• Given instruction: Give every line back verbatim, dropping all images.

======== Material ========

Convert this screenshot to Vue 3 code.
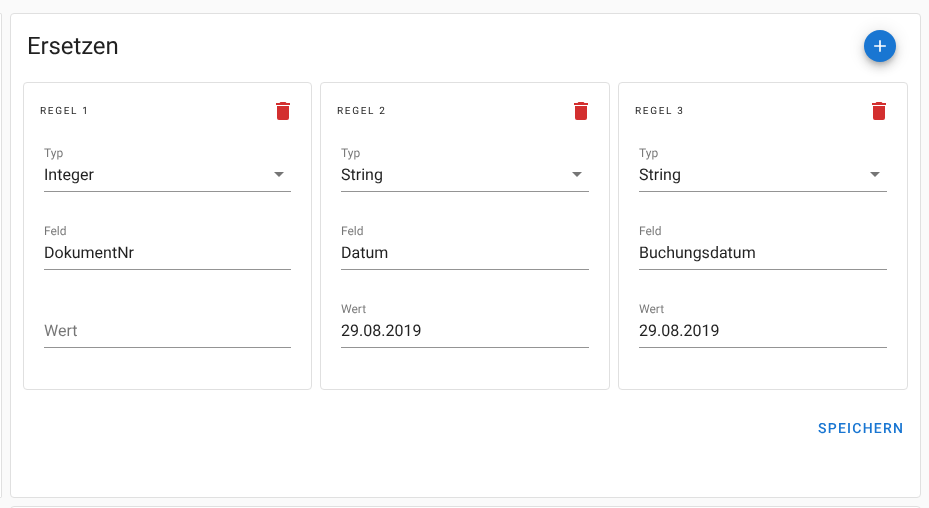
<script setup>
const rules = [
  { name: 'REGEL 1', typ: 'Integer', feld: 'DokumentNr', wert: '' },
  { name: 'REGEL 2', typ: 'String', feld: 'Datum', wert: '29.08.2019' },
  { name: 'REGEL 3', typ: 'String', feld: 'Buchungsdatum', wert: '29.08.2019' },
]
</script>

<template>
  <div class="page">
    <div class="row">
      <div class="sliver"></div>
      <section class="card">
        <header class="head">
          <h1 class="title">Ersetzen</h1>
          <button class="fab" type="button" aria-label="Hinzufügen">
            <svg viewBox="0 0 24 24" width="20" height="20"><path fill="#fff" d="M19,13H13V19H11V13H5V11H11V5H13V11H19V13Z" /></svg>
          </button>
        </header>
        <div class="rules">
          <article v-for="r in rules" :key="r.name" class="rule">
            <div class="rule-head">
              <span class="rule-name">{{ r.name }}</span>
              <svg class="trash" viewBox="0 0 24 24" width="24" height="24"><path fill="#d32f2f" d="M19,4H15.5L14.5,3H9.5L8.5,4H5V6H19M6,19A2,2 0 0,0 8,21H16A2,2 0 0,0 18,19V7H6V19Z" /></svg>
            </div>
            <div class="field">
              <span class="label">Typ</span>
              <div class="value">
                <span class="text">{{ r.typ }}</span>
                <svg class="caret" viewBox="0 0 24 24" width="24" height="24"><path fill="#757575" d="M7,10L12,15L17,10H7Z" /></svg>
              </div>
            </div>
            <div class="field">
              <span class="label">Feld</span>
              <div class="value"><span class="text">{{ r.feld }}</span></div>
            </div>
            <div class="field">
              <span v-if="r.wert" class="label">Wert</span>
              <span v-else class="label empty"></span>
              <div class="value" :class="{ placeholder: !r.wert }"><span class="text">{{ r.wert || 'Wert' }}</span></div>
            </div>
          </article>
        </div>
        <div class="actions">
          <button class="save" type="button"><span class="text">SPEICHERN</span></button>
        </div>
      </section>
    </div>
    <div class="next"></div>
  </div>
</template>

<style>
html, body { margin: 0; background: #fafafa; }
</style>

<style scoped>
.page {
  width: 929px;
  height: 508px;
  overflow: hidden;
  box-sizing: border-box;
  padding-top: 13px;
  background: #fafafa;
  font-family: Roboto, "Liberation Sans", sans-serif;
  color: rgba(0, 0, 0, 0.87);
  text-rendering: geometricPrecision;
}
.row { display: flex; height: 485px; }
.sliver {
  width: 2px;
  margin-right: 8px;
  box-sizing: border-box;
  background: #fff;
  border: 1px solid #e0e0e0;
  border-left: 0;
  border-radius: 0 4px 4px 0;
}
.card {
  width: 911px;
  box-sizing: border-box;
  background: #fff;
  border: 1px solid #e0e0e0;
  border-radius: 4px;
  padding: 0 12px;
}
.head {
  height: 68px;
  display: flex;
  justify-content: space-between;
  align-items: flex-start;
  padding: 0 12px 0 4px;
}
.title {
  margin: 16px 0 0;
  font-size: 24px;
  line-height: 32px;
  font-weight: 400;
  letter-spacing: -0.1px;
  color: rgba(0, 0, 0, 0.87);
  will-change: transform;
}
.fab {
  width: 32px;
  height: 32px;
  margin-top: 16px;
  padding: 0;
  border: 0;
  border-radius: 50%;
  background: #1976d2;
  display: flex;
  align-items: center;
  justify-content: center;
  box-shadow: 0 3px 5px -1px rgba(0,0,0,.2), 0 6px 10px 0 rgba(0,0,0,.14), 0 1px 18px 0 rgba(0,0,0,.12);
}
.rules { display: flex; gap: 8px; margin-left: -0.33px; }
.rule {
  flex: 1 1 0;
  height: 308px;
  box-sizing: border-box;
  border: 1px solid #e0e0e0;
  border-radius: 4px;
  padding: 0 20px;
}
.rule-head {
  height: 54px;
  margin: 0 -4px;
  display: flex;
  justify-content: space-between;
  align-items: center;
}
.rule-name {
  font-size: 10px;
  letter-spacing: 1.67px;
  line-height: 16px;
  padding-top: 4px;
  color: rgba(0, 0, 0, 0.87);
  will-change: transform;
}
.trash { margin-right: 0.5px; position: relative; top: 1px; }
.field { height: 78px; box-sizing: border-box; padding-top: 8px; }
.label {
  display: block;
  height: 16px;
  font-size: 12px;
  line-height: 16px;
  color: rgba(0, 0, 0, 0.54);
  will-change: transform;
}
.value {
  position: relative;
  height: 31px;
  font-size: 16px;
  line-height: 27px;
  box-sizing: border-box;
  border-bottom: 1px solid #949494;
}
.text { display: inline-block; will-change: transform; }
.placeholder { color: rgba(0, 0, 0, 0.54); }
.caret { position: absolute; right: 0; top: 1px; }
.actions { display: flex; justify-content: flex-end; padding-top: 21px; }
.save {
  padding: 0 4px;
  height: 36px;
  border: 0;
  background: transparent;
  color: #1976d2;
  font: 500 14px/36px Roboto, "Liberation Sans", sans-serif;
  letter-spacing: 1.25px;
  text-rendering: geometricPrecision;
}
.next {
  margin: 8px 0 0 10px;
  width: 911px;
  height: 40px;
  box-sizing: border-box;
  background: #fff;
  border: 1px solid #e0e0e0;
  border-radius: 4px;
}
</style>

========

• Result:
Convert this screenshot to Vue 3 code.
<script setup>
const rules = [
  { name: 'REGEL 1', typ: 'Integer', feld: 'DokumentNr', wert: '' },
  { name: 'REGEL 2', typ: 'String', feld: 'Datum', wert: '29.08.2019' },
  { name: 'REGEL 3', typ: 'String', feld: 'Buchungsdatum', wert: '29.08.2019' },
]
</script>

<template>
  <div class="page">
    <div class="row">
      <div class="sliver"></div>
      <section class="card">
        <header class="head">
          <h1 class="title">Ersetzen</h1>
          <button class="fab" type="button" aria-label="Hinzufügen">
            <svg viewBox="0 0 24 24" width="20" height="20"><path fill="#fff" d="M19,13H13V19H11V13H5V11H11V5H13V11H19V13Z" /></svg>
          </button>
        </header>
        <div class="rules">
          <article v-for="r in rules" :key="r.name" class="rule">
            <div class="rule-head">
              <span class="rule-name">{{ r.name }}</span>
              <svg class="trash" viewBox="0 0 24 24" width="24" height="24"><path fill="#d32f2f" d="M19,4H15.5L14.5,3H9.5L8.5,4H5V6H19M6,19A2,2 0 0,0 8,21H16A2,2 0 0,0 18,19V7H6V19Z" /></svg>
            </div>
            <div class="field">
              <span class="label">Typ</span>
              <div class="value">
                <span class="text">{{ r.typ }}</span>
                <svg class="caret" viewBox="0 0 24 24" width="24" height="24"><path fill="#757575" d="M7,10L12,15L17,10H7Z" /></svg>
              </div>
            </div>
            <div class="field">
              <span class="label">Feld</span>
              <div class="value"><span class="text">{{ r.feld }}</span></div>
            </div>
            <div class="field">
              <span v-if="r.wert" class="label">Wert</span>
              <span v-else class="label empty"></span>
              <div class="value" :class="{ placeholder: !r.wert }"><span class="text">{{ r.wert || 'Wert' }}</span></div>
            </div>
          </article>
        </div>
        <div class="actions">
          <button class="save" type="button"><span class="text">SPEICHERN</span></button>
        </div>
      </section>
    </div>
    <div class="next"></div>
  </div>
</template>

<style>
html, body { margin: 0; background: #fafafa; }
</style>

<style scoped>
.page {
  width: 929px;
  height: 508px;
  overflow: hidden;
  box-sizing: border-box;
  padding-top: 13px;
  background: #fafafa;
  font-family: Roboto, "Liberation Sans", sans-serif;
  color: rgba(0, 0, 0, 0.87);
  text-rendering: geometricPrecision;
}
.row { display: flex; height: 485px; }
.sliver {
  width: 2px;
  margin-right: 8px;
  box-sizing: border-box;
  background: #fff;
  border: 1px solid #e0e0e0;
  border-left: 0;
  border-radius: 0 4px 4px 0;
}
.card {
  width: 911px;
  box-sizing: border-box;
  background: #fff;
  border: 1px solid #e0e0e0;
  border-radius: 4px;
  padding: 0 12px;
}
.head {
  height: 68px;
  display: flex;
  justify-content: space-between;
  align-items: flex-start;
  padding: 0 12px 0 4px;
}
.title {
  margin: 16px 0 0;
  font-size: 24px;
  line-height: 32px;
  font-weight: 400;
  letter-spacing: -0.1px;
  color: rgba(0, 0, 0, 0.87);
  will-change: transform;
}
.fab {
  width: 32px;
  height: 32px;
  margin-top: 16px;
  padding: 0;
  border: 0;
  border-radius: 50%;
  background: #1976d2;
  display: flex;
  align-items: center;
  justify-content: center;
  box-shadow: 0 3px 5px -1px rgba(0,0,0,.2), 0 6px 10px 0 rgba(0,0,0,.14), 0 1px 18px 0 rgba(0,0,0,.12);
}
.rules { display: flex; gap: 8px; margin-left: -0.33px; }
.rule {
  flex: 1 1 0;
  height: 308px;
  box-sizing: border-box;
  border: 1px solid #e0e0e0;
  border-radius: 4px;
  padding: 0 20px;
}
.rule-head {
  height: 54px;
  margin: 0 -4px;
  display: flex;
  justify-content: space-between;
  align-items: center;
}
.rule-name {
  font-size: 10px;
  letter-spacing: 1.67px;
  line-height: 16px;
  padding-top: 4px;
  color: rgba(0, 0, 0, 0.87);
  will-change: transform;
}
.trash { margin-right: 0.5px; position: relative; top: 1px; }
.field { height: 78px; box-sizing: border-box; padding-top: 8px; }
.label {
  display: block;
  height: 16px;
  font-size: 12px;
  line-height: 16px;
  color: rgba(0, 0, 0, 0.54);
  will-change: transform;
}
.value {
  position: relative;
  height: 31px;
  font-size: 16px;
  line-height: 27px;
  box-sizing: border-box;
  border-bottom: 1px solid #949494;
}
.text { display: inline-block; will-change: transform; }
.placeholder { color: rgba(0, 0, 0, 0.54); }
.caret { position: absolute; right: 0; top: 1px; }
.actions { display: flex; justify-content: flex-end; padding-top: 21px; }
.save {
  padding: 0 4px;
  height: 36px;
  border: 0;
  background: transparent;
  color: #1976d2;
  font: 500 14px/36px Roboto, "Liberation Sans", sans-serif;
  letter-spacing: 1.25px;
  text-rendering: geometricPrecision;
}
.next {
  margin: 8px 0 0 10px;
  width: 911px;
  height: 40px;
  box-sizing: border-box;
  background: #fff;
  border: 1px solid #e0e0e0;
  border-radius: 4px;
}
</style>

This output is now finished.